> **What is being asked**:
Will you give the material below again, every line exactly as it is?

***

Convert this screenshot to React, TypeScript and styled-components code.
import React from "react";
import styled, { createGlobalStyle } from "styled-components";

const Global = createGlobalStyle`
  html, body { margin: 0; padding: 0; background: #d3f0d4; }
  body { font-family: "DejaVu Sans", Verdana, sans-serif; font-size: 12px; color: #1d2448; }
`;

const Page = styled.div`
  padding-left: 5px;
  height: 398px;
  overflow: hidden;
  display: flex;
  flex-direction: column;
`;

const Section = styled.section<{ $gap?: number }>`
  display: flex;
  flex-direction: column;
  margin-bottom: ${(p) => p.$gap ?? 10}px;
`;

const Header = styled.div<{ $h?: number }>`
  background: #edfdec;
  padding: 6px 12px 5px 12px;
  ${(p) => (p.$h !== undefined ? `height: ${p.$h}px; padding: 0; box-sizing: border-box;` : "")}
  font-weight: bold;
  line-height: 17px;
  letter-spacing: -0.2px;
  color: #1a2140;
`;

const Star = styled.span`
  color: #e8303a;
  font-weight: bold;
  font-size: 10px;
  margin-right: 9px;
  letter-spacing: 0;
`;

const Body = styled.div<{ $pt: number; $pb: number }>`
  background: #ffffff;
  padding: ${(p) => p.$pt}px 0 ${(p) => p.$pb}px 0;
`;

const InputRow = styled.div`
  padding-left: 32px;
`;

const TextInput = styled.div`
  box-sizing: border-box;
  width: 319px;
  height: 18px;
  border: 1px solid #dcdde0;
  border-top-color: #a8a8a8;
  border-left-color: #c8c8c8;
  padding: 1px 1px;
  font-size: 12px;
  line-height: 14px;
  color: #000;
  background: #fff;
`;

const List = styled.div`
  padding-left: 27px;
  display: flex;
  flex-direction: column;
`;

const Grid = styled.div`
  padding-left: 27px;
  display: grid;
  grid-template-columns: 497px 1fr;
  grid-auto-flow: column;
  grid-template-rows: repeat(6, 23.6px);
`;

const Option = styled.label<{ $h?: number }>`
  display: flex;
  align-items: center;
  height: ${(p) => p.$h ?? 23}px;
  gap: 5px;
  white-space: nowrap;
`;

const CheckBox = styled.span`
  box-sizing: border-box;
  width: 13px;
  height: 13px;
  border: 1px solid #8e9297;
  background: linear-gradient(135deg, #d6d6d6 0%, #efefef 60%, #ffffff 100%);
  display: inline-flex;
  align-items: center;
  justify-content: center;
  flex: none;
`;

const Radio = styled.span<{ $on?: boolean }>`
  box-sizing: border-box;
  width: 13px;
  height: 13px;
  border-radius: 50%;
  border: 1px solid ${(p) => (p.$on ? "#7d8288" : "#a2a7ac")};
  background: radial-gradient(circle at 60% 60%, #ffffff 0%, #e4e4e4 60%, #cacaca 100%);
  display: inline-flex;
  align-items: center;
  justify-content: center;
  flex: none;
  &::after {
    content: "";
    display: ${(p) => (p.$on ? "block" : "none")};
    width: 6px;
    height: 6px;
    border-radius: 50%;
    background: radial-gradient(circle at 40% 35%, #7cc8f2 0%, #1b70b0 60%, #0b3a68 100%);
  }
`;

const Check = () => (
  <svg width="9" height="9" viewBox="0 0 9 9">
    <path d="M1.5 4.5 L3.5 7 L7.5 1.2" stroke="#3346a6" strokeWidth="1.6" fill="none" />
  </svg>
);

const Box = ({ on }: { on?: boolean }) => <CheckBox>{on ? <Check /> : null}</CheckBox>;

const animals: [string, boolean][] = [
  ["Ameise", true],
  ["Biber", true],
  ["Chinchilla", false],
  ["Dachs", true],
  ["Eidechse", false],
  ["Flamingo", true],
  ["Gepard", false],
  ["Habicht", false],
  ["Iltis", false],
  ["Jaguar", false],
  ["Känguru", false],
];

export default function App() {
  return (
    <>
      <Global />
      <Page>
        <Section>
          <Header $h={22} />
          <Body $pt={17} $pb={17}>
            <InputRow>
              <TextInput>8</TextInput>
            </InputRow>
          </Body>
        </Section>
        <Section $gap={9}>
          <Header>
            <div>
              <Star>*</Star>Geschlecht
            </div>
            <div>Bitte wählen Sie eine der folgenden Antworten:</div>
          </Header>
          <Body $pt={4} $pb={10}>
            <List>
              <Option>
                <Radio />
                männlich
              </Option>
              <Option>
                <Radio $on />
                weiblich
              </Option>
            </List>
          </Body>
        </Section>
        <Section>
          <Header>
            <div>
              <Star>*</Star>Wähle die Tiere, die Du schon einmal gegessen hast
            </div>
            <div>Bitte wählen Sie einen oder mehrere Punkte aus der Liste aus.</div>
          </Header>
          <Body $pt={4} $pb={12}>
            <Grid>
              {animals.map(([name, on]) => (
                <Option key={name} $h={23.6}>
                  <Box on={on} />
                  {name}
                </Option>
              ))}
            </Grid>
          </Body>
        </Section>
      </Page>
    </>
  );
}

***

> **Right answer**:
Convert this screenshot to React, TypeScript and styled-components code.
import React from "react";
import styled, { createGlobalStyle } from "styled-components";

const Global = createGlobalStyle`
  html, body { margin: 0; padding: 0; background: #d3f0d4; }
  body { font-family: "DejaVu Sans", Verdana, sans-serif; font-size: 12px; color: #1d2448; }
`;

const Page = styled.div`
  padding-left: 5px;
  height: 398px;
  overflow: hidden;
  display: flex;
  flex-direction: column;
`;

const Section = styled.section<{ $gap?: number }>`
  display: flex;
  flex-direction: column;
  margin-bottom: ${(p) => p.$gap ?? 10}px;
`;

const Header = styled.div<{ $h?: number }>`
  background: #edfdec;
  padding: 6px 12px 5px 12px;
  ${(p) => (p.$h !== undefined ? `height: ${p.$h}px; padding: 0; box-sizing: border-box;` : "")}
  font-weight: bold;
  line-height: 17px;
  letter-spacing: -0.2px;
  color: #1a2140;
`;

const Star = styled.span`
  color: #e8303a;
  font-weight: bold;
  font-size: 10px;
  margin-right: 9px;
  letter-spacing: 0;
`;

const Body = styled.div<{ $pt: number; $pb: number }>`
  background: #ffffff;
  padding: ${(p) => p.$pt}px 0 ${(p) => p.$pb}px 0;
`;

const InputRow = styled.div`
  padding-left: 32px;
`;

const TextInput = styled.div`
  box-sizing: border-box;
  width: 319px;
  height: 18px;
  border: 1px solid #dcdde0;
  border-top-color: #a8a8a8;
  border-left-color: #c8c8c8;
  padding: 1px 1px;
  font-size: 12px;
  line-height: 14px;
  color: #000;
  background: #fff;
`;

const List = styled.div`
  padding-left: 27px;
  display: flex;
  flex-direction: column;
`;

const Grid = styled.div`
  padding-left: 27px;
  display: grid;
  grid-template-columns: 497px 1fr;
  grid-auto-flow: column;
  grid-template-rows: repeat(6, 23.6px);
`;

const Option = styled.label<{ $h?: number }>`
  display: flex;
  align-items: center;
  height: ${(p) => p.$h ?? 23}px;
  gap: 5px;
  white-space: nowrap;
`;

const CheckBox = styled.span`
  box-sizing: border-box;
  width: 13px;
  height: 13px;
  border: 1px solid #8e9297;
  background: linear-gradient(135deg, #d6d6d6 0%, #efefef 60%, #ffffff 100%);
  display: inline-flex;
  align-items: center;
  justify-content: center;
  flex: none;
`;

const Radio = styled.span<{ $on?: boolean }>`
  box-sizing: border-box;
  width: 13px;
  height: 13px;
  border-radius: 50%;
  border: 1px solid ${(p) => (p.$on ? "#7d8288" : "#a2a7ac")};
  background: radial-gradient(circle at 60% 60%, #ffffff 0%, #e4e4e4 60%, #cacaca 100%);
  display: inline-flex;
  align-items: center;
  justify-content: center;
  flex: none;
  &::after {
    content: "";
    display: ${(p) => (p.$on ? "block" : "none")};
    width: 6px;
    height: 6px;
    border-radius: 50%;
    background: radial-gradient(circle at 40% 35%, #7cc8f2 0%, #1b70b0 60%, #0b3a68 100%);
  }
`;

const Check = () => (
  <svg width="9" height="9" viewBox="0 0 9 9">
    <path d="M1.5 4.5 L3.5 7 L7.5 1.2" stroke="#3346a6" strokeWidth="1.6" fill="none" />
  </svg>
);

const Box = ({ on }: { on?: boolean }) => <CheckBox>{on ? <Check /> : null}</CheckBox>;

const animals: [string, boolean][] = [
  ["Ameise", true],
  ["Biber", true],
  ["Chinchilla", false],
  ["Dachs", true],
  ["Eidechse", false],
  ["Flamingo", true],
  ["Gepard", false],
  ["Habicht", false],
  ["Iltis", false],
  ["Jaguar", false],
  ["Känguru", false],
];

export default function App() {
  return (
    <>
      <Global />
      <Page>
        <Section>
          <Header $h={22} />
          <Body $pt={17} $pb={17}>
            <InputRow>
              <TextInput>8</TextInput>
            </InputRow>
          </Body>
        </Section>
        <Section $gap={9}>
          <Header>
            <div>
              <Star>*</Star>Geschlecht
            </div>
            <div>Bitte wählen Sie eine der folgenden Antworten:</div>
          </Header>
          <Body $pt={4} $pb={10}>
            <List>
              <Option>
                <Radio />
                männlich
              </Option>
              <Option>
                <Radio $on />
                weiblich
              </Option>
            </List>
          </Body>
        </Section>
        <Section>
          <Header>
            <div>
              <Star>*</Star>Wähle die Tiere, die Du schon einmal gegessen hast
            </div>
            <div>Bitte wählen Sie einen oder mehrere Punkte aus der Liste aus.</div>
          </Header>
          <Body $pt={4} $pb={12}>
            <Grid>
              {animals.map(([name, on]) => (
                <Option key={name} $h={23.6}>
                  <Box on={on} />
                  {name}
                </Option>
              ))}
            </Grid>
          </Body>
        </Section>
      </Page>
    </>
  );
}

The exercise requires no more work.